**OBJECTIVE**:
Type out every line below exactly as it reads.

**DATASET EXTRACT**:
━━━━━━
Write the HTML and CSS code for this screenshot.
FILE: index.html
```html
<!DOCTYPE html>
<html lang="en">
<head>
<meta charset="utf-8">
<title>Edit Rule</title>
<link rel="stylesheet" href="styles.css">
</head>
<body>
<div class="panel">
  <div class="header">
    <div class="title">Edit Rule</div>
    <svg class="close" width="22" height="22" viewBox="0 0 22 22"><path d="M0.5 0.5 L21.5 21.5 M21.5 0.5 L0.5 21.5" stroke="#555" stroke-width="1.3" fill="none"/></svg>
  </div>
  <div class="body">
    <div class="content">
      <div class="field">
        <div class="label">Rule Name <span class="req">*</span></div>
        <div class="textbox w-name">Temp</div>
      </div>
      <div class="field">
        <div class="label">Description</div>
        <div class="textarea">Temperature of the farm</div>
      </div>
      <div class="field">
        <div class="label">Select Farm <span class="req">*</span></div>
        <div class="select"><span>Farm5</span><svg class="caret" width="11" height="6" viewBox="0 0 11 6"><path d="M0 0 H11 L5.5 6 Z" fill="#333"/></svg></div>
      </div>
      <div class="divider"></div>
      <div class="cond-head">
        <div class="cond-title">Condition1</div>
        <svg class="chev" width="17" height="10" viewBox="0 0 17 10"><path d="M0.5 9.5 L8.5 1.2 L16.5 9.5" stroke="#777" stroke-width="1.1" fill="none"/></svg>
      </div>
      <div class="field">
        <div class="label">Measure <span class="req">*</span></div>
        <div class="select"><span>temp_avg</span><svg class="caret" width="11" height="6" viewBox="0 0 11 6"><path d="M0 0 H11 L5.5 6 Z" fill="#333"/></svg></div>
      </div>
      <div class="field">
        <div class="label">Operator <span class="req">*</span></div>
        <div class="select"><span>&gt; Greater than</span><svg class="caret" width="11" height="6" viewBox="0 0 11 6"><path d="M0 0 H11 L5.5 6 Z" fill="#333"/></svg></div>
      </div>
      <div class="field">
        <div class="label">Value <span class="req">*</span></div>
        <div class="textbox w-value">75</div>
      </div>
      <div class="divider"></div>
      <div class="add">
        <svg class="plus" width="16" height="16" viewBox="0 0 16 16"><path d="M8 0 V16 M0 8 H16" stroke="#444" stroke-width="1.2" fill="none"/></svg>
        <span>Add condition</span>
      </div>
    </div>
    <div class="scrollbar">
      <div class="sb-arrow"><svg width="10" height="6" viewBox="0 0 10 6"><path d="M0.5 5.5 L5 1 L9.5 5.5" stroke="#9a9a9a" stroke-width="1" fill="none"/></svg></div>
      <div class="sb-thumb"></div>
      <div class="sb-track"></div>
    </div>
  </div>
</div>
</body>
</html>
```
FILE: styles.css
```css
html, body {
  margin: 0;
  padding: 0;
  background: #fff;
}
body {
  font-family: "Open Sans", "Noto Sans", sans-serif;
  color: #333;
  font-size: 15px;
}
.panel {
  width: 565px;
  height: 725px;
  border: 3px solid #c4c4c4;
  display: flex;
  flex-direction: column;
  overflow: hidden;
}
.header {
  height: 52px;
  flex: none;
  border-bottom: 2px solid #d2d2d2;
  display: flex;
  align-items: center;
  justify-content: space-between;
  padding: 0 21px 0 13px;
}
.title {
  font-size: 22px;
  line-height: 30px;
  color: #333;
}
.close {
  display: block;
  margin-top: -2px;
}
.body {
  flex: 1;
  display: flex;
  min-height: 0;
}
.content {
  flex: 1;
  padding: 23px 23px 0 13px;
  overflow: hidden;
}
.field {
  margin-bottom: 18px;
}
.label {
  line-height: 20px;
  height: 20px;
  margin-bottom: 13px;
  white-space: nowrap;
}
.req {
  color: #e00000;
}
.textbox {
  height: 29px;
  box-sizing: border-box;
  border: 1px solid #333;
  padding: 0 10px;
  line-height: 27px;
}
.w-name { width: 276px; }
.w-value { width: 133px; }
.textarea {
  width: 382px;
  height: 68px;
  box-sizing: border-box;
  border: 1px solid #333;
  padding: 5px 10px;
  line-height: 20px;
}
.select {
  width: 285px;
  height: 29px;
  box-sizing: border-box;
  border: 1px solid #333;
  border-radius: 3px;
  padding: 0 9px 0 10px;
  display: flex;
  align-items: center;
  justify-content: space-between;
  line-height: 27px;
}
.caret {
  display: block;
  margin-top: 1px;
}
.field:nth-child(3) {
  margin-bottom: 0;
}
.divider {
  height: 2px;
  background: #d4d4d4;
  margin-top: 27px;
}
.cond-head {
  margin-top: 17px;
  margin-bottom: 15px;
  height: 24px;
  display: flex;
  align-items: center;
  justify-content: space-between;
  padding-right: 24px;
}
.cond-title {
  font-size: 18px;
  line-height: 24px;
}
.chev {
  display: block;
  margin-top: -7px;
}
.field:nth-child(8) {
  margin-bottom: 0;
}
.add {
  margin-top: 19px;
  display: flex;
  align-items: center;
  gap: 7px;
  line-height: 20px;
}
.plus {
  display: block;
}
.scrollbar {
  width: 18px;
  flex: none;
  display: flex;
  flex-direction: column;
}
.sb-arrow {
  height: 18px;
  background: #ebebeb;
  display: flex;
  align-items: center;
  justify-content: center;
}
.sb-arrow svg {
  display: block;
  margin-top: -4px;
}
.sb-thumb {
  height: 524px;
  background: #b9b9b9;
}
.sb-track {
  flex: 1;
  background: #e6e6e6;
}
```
━━━━━━
**FINISHED ANSWER**:
Write the HTML and CSS code for this screenshot.
FILE: index.html
```html
<!DOCTYPE html>
<html lang="en">
<head>
<meta charset="utf-8">
<title>Edit Rule</title>
<link rel="stylesheet" href="styles.css">
</head>
<body>
<div class="panel">
  <div class="header">
    <div class="title">Edit Rule</div>
    <svg class="close" width="22" height="22" viewBox="0 0 22 22"><path d="M0.5 0.5 L21.5 21.5 M21.5 0.5 L0.5 21.5" stroke="#555" stroke-width="1.3" fill="none"/></svg>
  </div>
  <div class="body">
    <div class="content">
      <div class="field">
        <div class="label">Rule Name <span class="req">*</span></div>
        <div class="textbox w-name">Temp</div>
      </div>
      <div class="field">
        <div class="label">Description</div>
        <div class="textarea">Temperature of the farm</div>
      </div>
      <div class="field">
        <div class="label">Select Farm <span class="req">*</span></div>
        <div class="select"><span>Farm5</span><svg class="caret" width="11" height="6" viewBox="0 0 11 6"><path d="M0 0 H11 L5.5 6 Z" fill="#333"/></svg></div>
      </div>
      <div class="divider"></div>
      <div class="cond-head">
        <div class="cond-title">Condition1</div>
        <svg class="chev" width="17" height="10" viewBox="0 0 17 10"><path d="M0.5 9.5 L8.5 1.2 L16.5 9.5" stroke="#777" stroke-width="1.1" fill="none"/></svg>
      </div>
      <div class="field">
        <div class="label">Measure <span class="req">*</span></div>
        <div class="select"><span>temp_avg</span><svg class="caret" width="11" height="6" viewBox="0 0 11 6"><path d="M0 0 H11 L5.5 6 Z" fill="#333"/></svg></div>
      </div>
      <div class="field">
        <div class="label">Operator <span class="req">*</span></div>
        <div class="select"><span>&gt; Greater than</span><svg class="caret" width="11" height="6" viewBox="0 0 11 6"><path d="M0 0 H11 L5.5 6 Z" fill="#333"/></svg></div>
      </div>
      <div class="field">
        <div class="label">Value <span class="req">*</span></div>
        <div class="textbox w-value">75</div>
      </div>
      <div class="divider"></div>
      <div class="add">
        <svg class="plus" width="16" height="16" viewBox="0 0 16 16"><path d="M8 0 V16 M0 8 H16" stroke="#444" stroke-width="1.2" fill="none"/></svg>
        <span>Add condition</span>
      </div>
    </div>
    <div class="scrollbar">
      <div class="sb-arrow"><svg width="10" height="6" viewBox="0 0 10 6"><path d="M0.5 5.5 L5 1 L9.5 5.5" stroke="#9a9a9a" stroke-width="1" fill="none"/></svg></div>
      <div class="sb-thumb"></div>
      <div class="sb-track"></div>
    </div>
  </div>
</div>
</body>
</html>
```
FILE: styles.css
```css
html, body {
  margin: 0;
  padding: 0;
  background: #fff;
}
body {
  font-family: "Open Sans", "Noto Sans", sans-serif;
  color: #333;
  font-size: 15px;
}
.panel {
  width: 565px;
  height: 725px;
  border: 3px solid #c4c4c4;
  display: flex;
  flex-direction: column;
  overflow: hidden;
}
.header {
  height: 52px;
  flex: none;
  border-bottom: 2px solid #d2d2d2;
  display: flex;
  align-items: center;
  justify-content: space-between;
  padding: 0 21px 0 13px;
}
.title {
  font-size: 22px;
  line-height: 30px;
  color: #333;
}
.close {
  display: block;
  margin-top: -2px;
}
.body {
  flex: 1;
  display: flex;
  min-height: 0;
}
.content {
  flex: 1;
  padding: 23px 23px 0 13px;
  overflow: hidden;
}
.field {
  margin-bottom: 18px;
}
.label {
  line-height: 20px;
  height: 20px;
  margin-bottom: 13px;
  white-space: nowrap;
}
.req {
  color: #e00000;
}
.textbox {
  height: 29px;
  box-sizing: border-box;
  border: 1px solid #333;
  padding: 0 10px;
  line-height: 27px;
}
.w-name { width: 276px; }
.w-value { width: 133px; }
.textarea {
  width: 382px;
  height: 68px;
  box-sizing: border-box;
  border: 1px solid #333;
  padding: 5px 10px;
  line-height: 20px;
}
.select {
  width: 285px;
  height: 29px;
  box-sizing: border-box;
  border: 1px solid #333;
  border-radius: 3px;
  padding: 0 9px 0 10px;
  display: flex;
  align-items: center;
  justify-content: space-between;
  line-height: 27px;
}
.caret {
  display: block;
  margin-top: 1px;
}
.field:nth-child(3) {
  margin-bottom: 0;
}
.divider {
  height: 2px;
  background: #d4d4d4;
  margin-top: 27px;
}
.cond-head {
  margin-top: 17px;
  margin-bottom: 15px;
  height: 24px;
  display: flex;
  align-items: center;
  justify-content: space-between;
  padding-right: 24px;
}
.cond-title {
  font-size: 18px;
  line-height: 24px;
}
.chev {
  display: block;
  margin-top: -7px;
}
.field:nth-child(8) {
  margin-bottom: 0;
}
.add {
  margin-top: 19px;
  display: flex;
  align-items: center;
  gap: 7px;
  line-height: 20px;
}
.plus {
  display: block;
}
.scrollbar {
  width: 18px;
  flex: none;
  display: flex;
  flex-direction: column;
}
.sb-arrow {
  height: 18px;
  background: #ebebeb;
  display: flex;
  align-items: center;
  justify-content: center;
}
.sb-arrow svg {
  display: block;
  margin-top: -4px;
}
.sb-thumb {
  height: 524px;
  background: #b9b9b9;
}
.sb-track {
  flex: 1;
  background: #e6e6e6;
}
```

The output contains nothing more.